La Revue du Spectacle, le magazine des arts de la scène et du spectacle vivant. Infos théâtre, chanson, café-théâtre, cirque, arts de la rue, agenda, CD, etc.



Augmenter la taille du texte
Diminuer la taille du texte
Partager
Théâtre

"Toutes les choses géniales" Prendre par les sentimens pour dédramatiser le tragique

C'est avec une douceur rieuse que Didier Cousin vous accueille dans un espace carré qui va être le terrain de jeu de cette pièce originale et ingénieuse. Invité à vous asseoir dans cette absence de délimitation entre scène et public, vous vous asseyez avec les autres autour de l'espace.
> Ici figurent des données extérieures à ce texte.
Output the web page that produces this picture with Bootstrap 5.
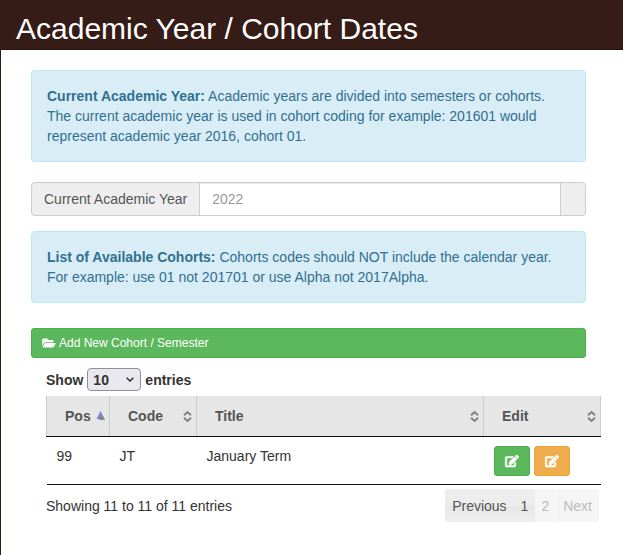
<!DOCTYPE html>
<html lang="en">
<head>
<meta charset="utf-8">
<meta name="viewport" content="width=device-width, initial-scale=1">
<title>Academic Year / Cohort Dates</title>
<link href="https://cdn.jsdelivr.net/npm/bootstrap@5.3.0/dist/css/bootstrap.min.css" rel="stylesheet">
<style>
  body { font-family: "Liberation Sans", Arial, sans-serif; font-size: 14px; line-height: 20px; color: #333; background: #fff; }
  .page-shell { border-left: 1px solid #351c16; }
  .title-bar { background: #351c16; color: #fff; padding: 12px 15px 4px 16px; margin-left: -1px; border-bottom: 1px solid #2c1510; }
  .title-bar h1 { font-size: 30px; line-height: 33px; font-weight: 400; }
  .content-area { padding: 20px 22px 20px 30px; }
  .form-part { margin-right: 15px; }
  .list-part { margin-left: 15px; }
  .alert-info { --bs-alert-bg: #d9edf7; --bs-alert-border-color: #bce8f1; --bs-alert-color: #31708f; --bs-alert-padding-x: 15px; --bs-alert-padding-y: 15px; --bs-alert-border-radius: 4px; }
  .year-group { margin: 20px 0 15px; }
  .year-group .input-group-text { font-size: 14px; line-height: 20px; padding: 6px 12px; color: #555; background: #eee; border-color: #ccc; border-radius: 4px; }
  .year-group .form-control { font-size: 14px; line-height: 20px; padding: 6px 12px; border-color: #ccc; color: #555; box-shadow: inset 0 1px 1px rgba(0,0,0,.075); }
  .year-group .form-control::placeholder { color: #999; }
  .btn-add { margin: 25px 0 10px; font-size: 12px; line-height: 18px; padding: 5px 10px; gap: 3px; --bs-btn-border-radius: 3px; }
  .btn-green { --bs-btn-bg: #5cb85c; --bs-btn-border-color: #4cae4c; --bs-btn-color: #fff; --bs-btn-hover-bg: #449d44; --bs-btn-hover-color: #fff; }
  .btn-amber { --bs-btn-bg: #f0ad4e; --bs-btn-border-color: #eea236; --bs-btn-color: #fff; --bs-btn-hover-bg: #ec971f; --bs-btn-hover-color: #fff; }
  .btn-edit { width: 36px; height: 30px; padding: 0; --bs-btn-border-radius: 3px; }
  .glyph { fill: currentColor; width: 14px; height: 12px; display: block; }
  .btn-edit .glyph { stroke: currentColor; stroke-width: 22px; overflow: visible; }
  .length-label { height: 23px; margin-bottom: 5px; }
  .length-select { width: 54px; height: 23px; padding: 0 5px; font-size: 14px; line-height: 20px; font-weight: 700; color: #333; border: 1px solid #8f8f9d; border-radius: 4px;
    background: #e9e9ed url("data:image/svg+xml,%3Csvg xmlns='http://www.w3.org/2000/svg' viewBox='0 0 8 5'%3E%3Cpath d='M.7.7 4 4 7.3.7' fill='none' stroke='%23222' stroke-width='1.3'/%3E%3C/svg%3E") no-repeat right 6px center / 8px 5px; }
  .cohorts { table-layout: fixed; margin: 0; border-bottom: 1px solid #111; color: #333; }
  .cohorts th { background: #e6e6e6; color: #555; border-right: 1px solid #ccc; border-bottom: 1px solid #111; padding: 10px 4px 10px 18px; }
  .cohorts th:first-child { border-left: 1px solid #ccc; }
  .cohorts td { padding: 9px 10px 8px; border: 0; }
  .col-pos { width: 63px; } .col-code { width: 87px; } .col-edit { width: 117px; }
  .sorter { width: 9px; height: 11px; flex: none; }
  .table-footer { padding: 4px 2px 0 0; }
  .pager { height: 33px; border-radius: 3px; overflow: hidden; }
  .pager button { border: 0; padding: 0 7px; color: #555; background: linear-gradient(#eee 0, #ececec 50%, #e6e6e6 51%, #eee 100%); }
  .pager button:disabled { padding: 0 6px; color: #bbb; background: #f5f5f5; }
  .pager button:disabled:last-child { padding: 0 7px; border-left: 1px solid #fff; }
</style>
<script src="https://cdn.jsdelivr.net/npm/bootstrap@5.3.0/dist/js/bootstrap.bundle.min.js"></script>
</head>
<body>
<svg class="d-none" aria-hidden="true">
  <symbol id="edit" viewBox="0 0 576 512" overflow="visible"><path d="M402.6 83.2l90.2 90.2c3.8 3.8 3.8 10 0 13.8L274.4 405.6l-92.8 10.3c-12.4 1.4-22.9-9.1-21.5-21.5l10.3-92.8L388.8 83.2c3.8-3.8 10-3.8 13.8 0zm162-22.9l-48.8-48.8c-15.2-15.2-39.9-15.2-55.2 0l-35.4 35.4c-3.8 3.8-3.8 10 0 13.8l90.2 90.2c3.8 3.8 10 3.8 13.8 0l35.4-35.4c15.2-15.3 15.2-40 0-55.2zM384 346.2V448H64V128h229.8c3.2 0 6.2-1.3 8.5-3.5l40-40c7.6-7.6 2.1-20.5-8.5-20.5H48C21.5 64 0 85.5 0 112v352c0 26.5 21.5 48 48 48h352c26.5 0 48-21.5 48-48V306.2c0-10.7-12.9-16-20.5-8.5l-40 40c-2.2 2.3-3.5 5.3-3.5 8.5z"/></symbol>
  <symbol id="folder" viewBox="0 0 576 512"><path d="M572.694 292.093L500.27 416.248A63.997 63.997 0 0 1 444.989 448H45.025c-18.523 0-30.064-20.093-20.731-36.093l72.424-124.155A64 64 0 0 1 152 256h399.964c18.523 0 30.064 20.093 20.73 36.093zM152 224h328v-48c0-26.51-21.49-48-48-48H272l-64-64H48C21.49 64 0 85.49 0 112v278.046l69.077-118.418C86.214 242.25 117.989 224 152 224z"/></symbol>
  <symbol id="sort" viewBox="0 0 9 11"><path d="M1 4.2 4.5 1 8 4.2M1 6.8 4.5 10 8 6.8" fill="none" stroke="#808080" stroke-width="1.9"/></symbol>
  <symbol id="sort-up" viewBox="0 0 9 11"><path d="M4.5 0 8.500 8H.5z" fill="#7c83dc"/><path d="M5 5h2l2 4H3z" fill="#888"/></symbol>
</svg>
<div class="page-shell min-vh-100">
  <header class="title-bar"><h1 class="m-0">Academic Year / Cohort Dates</h1></header>
  <main class="content-area">
    <div class="form-part">
      <div class="alert alert-info m-0"><strong>Current Academic Year:</strong> Academic years are divided into semesters or cohorts. The current academic year is used in cohort coding for example: 201601 would represent academic year 2016, cohort 01.</div>
      <div class="input-group year-group">
        <label class="input-group-text" for="year">Current Academic Year</label>
        <input class="form-control" id="year" type="text" placeholder="2022">
        <span class="input-group-text"></span>
      </div>
      <div class="alert alert-info m-0"><strong>List of Available Cohorts:</strong> Cohorts codes should NOT include the calendar year. For example: use 01 not 201701 or use Alpha not 2017Alpha.</div>
      <button type="button" class="btn btn-green btn-add w-100 d-flex align-items-center"><svg class="glyph" aria-hidden="true"><use href="#folder"/></svg>Add New Cohort / Semester</button>
    </div>
    <section class="list-part">
      <div class="length-label d-flex align-items-center gap-1 fw-bold">
        <label for="length">Show</label>
        <select class="length-select form-select" id="length"><option>10</option><option>25</option><option>50</option></select>
        <span>entries</span>
      </div>
      <table class="table cohorts">
        <thead>
          <tr>
            <th class="col-pos"><div class="d-flex justify-content-between align-items-center">Pos<svg class="sorter" aria-hidden="true"><use href="#sort-up"/></svg></div></th>
            <th class="col-code"><div class="d-flex justify-content-between align-items-center">Code<svg class="sorter" aria-hidden="true"><use href="#sort"/></svg></div></th>
            <th><div class="d-flex justify-content-between align-items-center">Title<svg class="sorter" aria-hidden="true"><use href="#sort"/></svg></div></th>
            <th class="col-edit"><div class="d-flex justify-content-between align-items-center">Edit<svg class="sorter" aria-hidden="true"><use href="#sort"/></svg></div></th>
          </tr>
        </thead>
        <tbody>
          <tr>
            <td>99</td><td>JT</td><td>January Term</td>
            <td><div class="d-flex gap-1">
              <button type="button" class="btn btn-green btn-edit d-flex align-items-center justify-content-center" aria-label="Edit cohort"><svg class="glyph" aria-hidden="true"><use href="#edit"/></svg></button>
              <button type="button" class="btn btn-amber btn-edit d-flex align-items-center justify-content-center" aria-label="Edit dates"><svg class="glyph" aria-hidden="true"><use href="#edit"/></svg></button>
            </div></td>
          </tr>
        </tbody>
      </table>
      <div class="table-footer d-flex justify-content-between align-items-center">
        <div>Showing 11 to 11 of 11 entries</div>
        <nav class="pager d-flex" aria-label="Table pages">
          <button type="button">Previous</button><button type="button">1</button><button type="button" disabled>2</button><button type="button" disabled>Next</button>
        </nav>
      </div>
    </section>
  </main>
</div>
</body>
</html>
Quand tout le monde est là, le comédien commence l'histoire.



© Bruno Dewaele.
© Bruno Dewaele.
Une histoire à la première personne, celle d'un personnage qui, dès l'âge de 7 ans, a débuté une liste : "la liste des choses qui valent la peine d'être vécues". Le ton précis, sérieux et innocent de l'enfance donne le la à ce récit qui va suivre l'écriture de cette liste au fil des années vécues par notre narrateur. Et cette simplicité narrative apparente va nous faire découvrir peu à peu, et avec ce sourire constant et salvateur aux lèvres, le drame qui gronde dans la vie de cet homme. Un drame qu'il est obligé de subir dès son jeune âge : la première tentative de suicide de sa mère.

Une mère dépressive qui, au fil des ans, tentera encore et encore de mettre fin à ses jours et un fils qui a trouvé cette solution merveilleuse pour contrer la noirceur de l'état de sa mère : établir la liste des choses qui valent la peine d'être vécues. Cela commence par des choses très quotidiennes : "la liste a commencé après sa première tentative. La liste de tout ce qui est génial dans le monde. Tout ce qui vaut la peine de vivre. 1. Les glaces. 2. Les batailles d'eau. 3. La couleur jaune."

© Bruno Dewaele.
© Bruno Dewaele.
Au départ, établir cette liste n'était pas destinée forcément à la mère. Peut-être et sans doute la commença-t-il pour lui-même, pour lutter contre l'influence néfaste et mortifère que les personnes dépressives diffusent autour d'elle. C'était une question de survie. Une manière de mettre à la lumière toutes les choses plaisantes de l'existence. Plus tard, l'enfant grandi, la liste parvient dans les mains de la mère. La lit-elle ? Lui fait-elle du bien ? Sans doute. Certainement.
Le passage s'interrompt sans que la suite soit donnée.